__Requirement__.
Set down, exactly as written, the lines from the top of the data to the line that holds "const [completed, setCompleted]", and omit the pictures.

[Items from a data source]
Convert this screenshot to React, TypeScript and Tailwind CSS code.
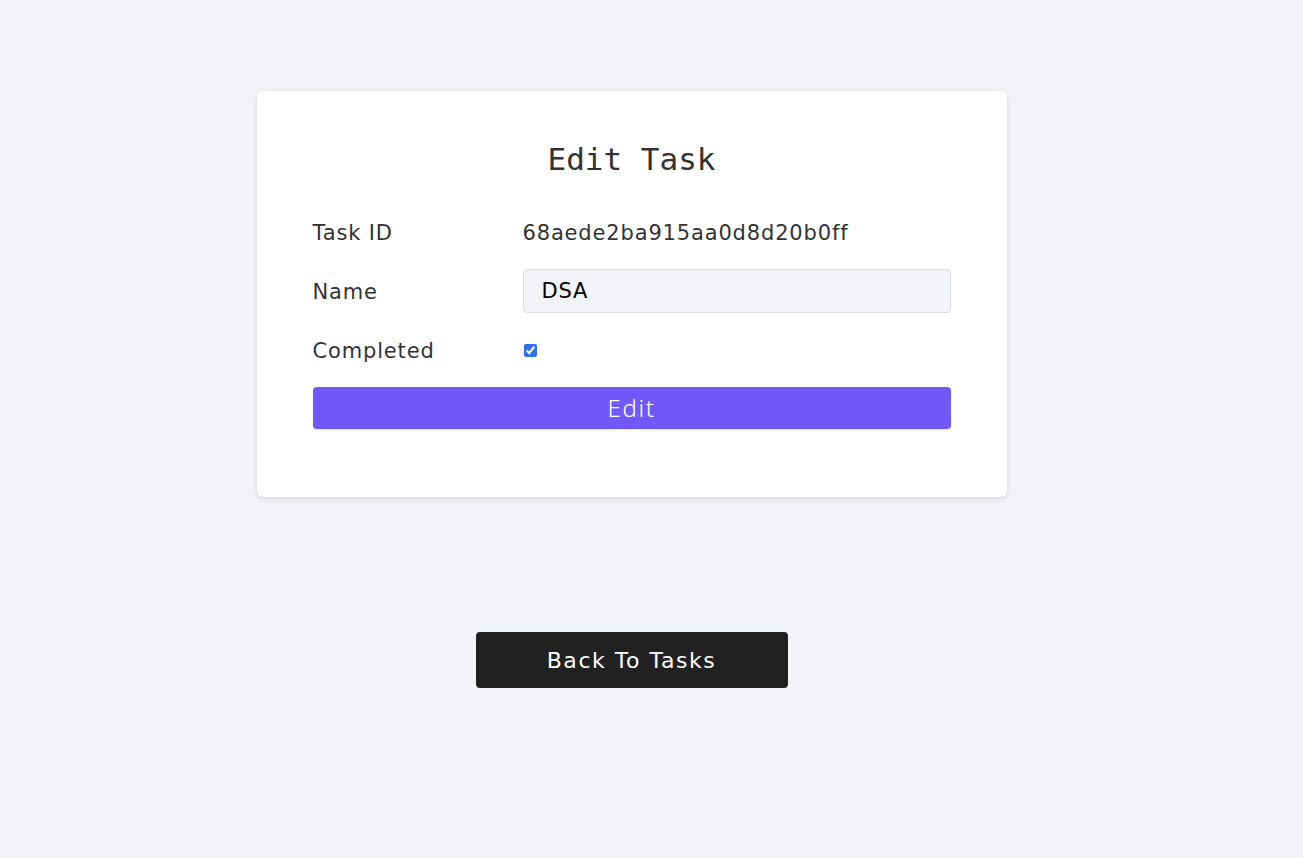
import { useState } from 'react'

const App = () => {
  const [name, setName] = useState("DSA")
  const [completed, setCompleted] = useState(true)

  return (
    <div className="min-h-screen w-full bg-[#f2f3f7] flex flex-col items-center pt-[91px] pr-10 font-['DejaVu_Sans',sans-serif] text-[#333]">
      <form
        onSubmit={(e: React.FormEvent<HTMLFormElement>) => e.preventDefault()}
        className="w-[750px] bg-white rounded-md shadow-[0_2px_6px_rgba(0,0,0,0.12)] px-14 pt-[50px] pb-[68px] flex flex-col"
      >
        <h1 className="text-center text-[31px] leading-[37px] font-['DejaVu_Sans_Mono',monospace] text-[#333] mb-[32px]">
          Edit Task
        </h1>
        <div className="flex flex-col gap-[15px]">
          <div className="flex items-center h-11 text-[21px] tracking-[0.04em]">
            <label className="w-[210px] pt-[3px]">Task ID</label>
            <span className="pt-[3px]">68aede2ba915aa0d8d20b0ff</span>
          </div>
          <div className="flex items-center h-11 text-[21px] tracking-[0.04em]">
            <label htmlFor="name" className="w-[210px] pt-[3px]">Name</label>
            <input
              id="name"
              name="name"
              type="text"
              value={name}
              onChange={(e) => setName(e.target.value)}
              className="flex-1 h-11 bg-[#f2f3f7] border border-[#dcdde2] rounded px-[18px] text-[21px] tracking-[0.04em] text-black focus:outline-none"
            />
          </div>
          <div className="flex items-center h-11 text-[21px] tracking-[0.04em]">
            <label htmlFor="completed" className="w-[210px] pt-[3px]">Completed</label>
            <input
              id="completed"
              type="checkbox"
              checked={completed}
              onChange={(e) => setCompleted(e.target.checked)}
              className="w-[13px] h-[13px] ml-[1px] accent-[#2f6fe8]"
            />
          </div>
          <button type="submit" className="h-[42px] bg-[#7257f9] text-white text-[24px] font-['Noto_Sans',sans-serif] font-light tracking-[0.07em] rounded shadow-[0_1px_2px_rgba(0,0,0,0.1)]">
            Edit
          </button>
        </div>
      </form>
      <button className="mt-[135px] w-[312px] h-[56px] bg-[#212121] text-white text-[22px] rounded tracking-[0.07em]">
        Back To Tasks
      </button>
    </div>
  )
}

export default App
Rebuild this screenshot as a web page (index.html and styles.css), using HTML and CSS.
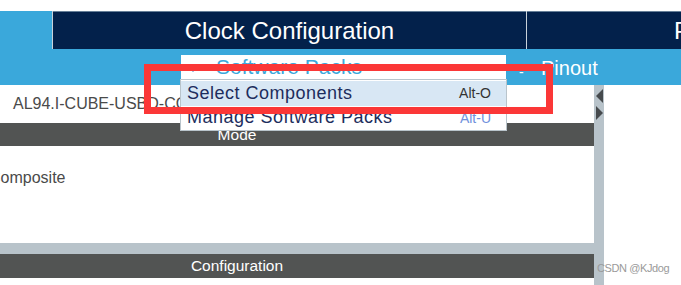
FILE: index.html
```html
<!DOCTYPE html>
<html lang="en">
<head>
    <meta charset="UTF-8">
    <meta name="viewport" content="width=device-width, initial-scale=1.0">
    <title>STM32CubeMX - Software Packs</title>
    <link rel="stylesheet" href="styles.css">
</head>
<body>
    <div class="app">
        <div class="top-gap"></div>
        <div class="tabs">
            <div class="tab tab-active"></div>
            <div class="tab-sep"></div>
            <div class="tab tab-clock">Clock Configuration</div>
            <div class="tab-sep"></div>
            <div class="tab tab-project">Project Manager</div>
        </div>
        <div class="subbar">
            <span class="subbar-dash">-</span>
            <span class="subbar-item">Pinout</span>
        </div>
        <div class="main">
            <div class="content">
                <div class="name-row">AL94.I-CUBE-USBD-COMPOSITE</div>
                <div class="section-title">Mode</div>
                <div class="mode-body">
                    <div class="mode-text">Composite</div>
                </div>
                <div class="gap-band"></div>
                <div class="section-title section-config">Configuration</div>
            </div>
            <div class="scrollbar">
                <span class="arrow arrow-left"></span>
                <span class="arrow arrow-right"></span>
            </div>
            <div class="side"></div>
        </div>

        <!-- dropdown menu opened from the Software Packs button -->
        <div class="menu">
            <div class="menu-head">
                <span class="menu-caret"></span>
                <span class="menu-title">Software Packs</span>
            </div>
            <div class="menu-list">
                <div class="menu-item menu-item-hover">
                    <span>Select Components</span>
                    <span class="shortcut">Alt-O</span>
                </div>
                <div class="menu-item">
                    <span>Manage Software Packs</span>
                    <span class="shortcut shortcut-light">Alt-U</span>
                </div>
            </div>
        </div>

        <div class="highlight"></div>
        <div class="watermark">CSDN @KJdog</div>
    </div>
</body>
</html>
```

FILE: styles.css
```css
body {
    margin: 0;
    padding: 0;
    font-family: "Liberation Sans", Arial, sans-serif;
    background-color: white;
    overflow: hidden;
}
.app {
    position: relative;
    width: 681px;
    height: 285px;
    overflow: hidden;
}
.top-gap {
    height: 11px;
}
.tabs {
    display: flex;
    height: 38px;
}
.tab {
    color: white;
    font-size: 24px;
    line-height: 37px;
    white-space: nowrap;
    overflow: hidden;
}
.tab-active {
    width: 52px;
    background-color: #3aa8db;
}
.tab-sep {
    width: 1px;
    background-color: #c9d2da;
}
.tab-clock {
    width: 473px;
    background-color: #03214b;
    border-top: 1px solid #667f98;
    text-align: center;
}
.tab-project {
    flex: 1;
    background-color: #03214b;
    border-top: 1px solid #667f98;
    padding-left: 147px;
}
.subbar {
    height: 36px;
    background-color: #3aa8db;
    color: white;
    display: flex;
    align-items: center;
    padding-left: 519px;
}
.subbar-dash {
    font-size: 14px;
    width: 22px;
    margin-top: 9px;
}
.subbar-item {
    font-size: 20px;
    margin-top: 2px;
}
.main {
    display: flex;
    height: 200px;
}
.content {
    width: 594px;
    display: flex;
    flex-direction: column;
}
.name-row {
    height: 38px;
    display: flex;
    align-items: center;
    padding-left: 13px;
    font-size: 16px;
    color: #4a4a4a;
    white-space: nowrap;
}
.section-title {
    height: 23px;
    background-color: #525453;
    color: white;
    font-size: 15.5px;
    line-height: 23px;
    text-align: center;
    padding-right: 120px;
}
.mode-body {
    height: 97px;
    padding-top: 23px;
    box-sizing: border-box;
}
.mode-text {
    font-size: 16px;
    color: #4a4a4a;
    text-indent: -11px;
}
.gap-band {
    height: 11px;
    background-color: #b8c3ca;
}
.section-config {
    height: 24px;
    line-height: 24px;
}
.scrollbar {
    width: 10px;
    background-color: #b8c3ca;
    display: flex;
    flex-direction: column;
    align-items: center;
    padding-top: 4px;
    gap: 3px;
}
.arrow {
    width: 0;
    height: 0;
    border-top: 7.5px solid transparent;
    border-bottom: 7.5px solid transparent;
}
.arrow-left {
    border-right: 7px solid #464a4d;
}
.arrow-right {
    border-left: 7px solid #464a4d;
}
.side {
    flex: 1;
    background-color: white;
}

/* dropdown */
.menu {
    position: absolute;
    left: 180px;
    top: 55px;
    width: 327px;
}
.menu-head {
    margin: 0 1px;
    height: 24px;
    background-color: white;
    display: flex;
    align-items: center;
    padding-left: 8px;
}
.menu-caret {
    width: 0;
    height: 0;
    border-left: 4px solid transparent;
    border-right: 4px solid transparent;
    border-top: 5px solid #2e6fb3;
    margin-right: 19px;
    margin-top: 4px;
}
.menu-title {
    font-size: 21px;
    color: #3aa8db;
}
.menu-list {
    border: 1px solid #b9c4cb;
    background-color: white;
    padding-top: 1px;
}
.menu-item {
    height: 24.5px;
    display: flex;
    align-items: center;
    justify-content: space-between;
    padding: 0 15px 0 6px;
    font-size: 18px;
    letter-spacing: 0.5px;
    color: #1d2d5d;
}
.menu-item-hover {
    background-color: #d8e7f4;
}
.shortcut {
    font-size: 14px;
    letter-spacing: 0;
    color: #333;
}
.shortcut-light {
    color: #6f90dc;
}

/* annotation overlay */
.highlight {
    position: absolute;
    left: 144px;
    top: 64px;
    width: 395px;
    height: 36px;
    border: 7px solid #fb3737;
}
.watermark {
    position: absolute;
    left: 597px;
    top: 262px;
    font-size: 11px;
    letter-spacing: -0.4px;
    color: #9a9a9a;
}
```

__Written answer__.
Convert this screenshot to React, TypeScript and Tailwind CSS code.
import { useState } from 'react'

const App = () => {
  const [name, setName] = useState("DSA")
  const [completed, setCompleted] = useState(true)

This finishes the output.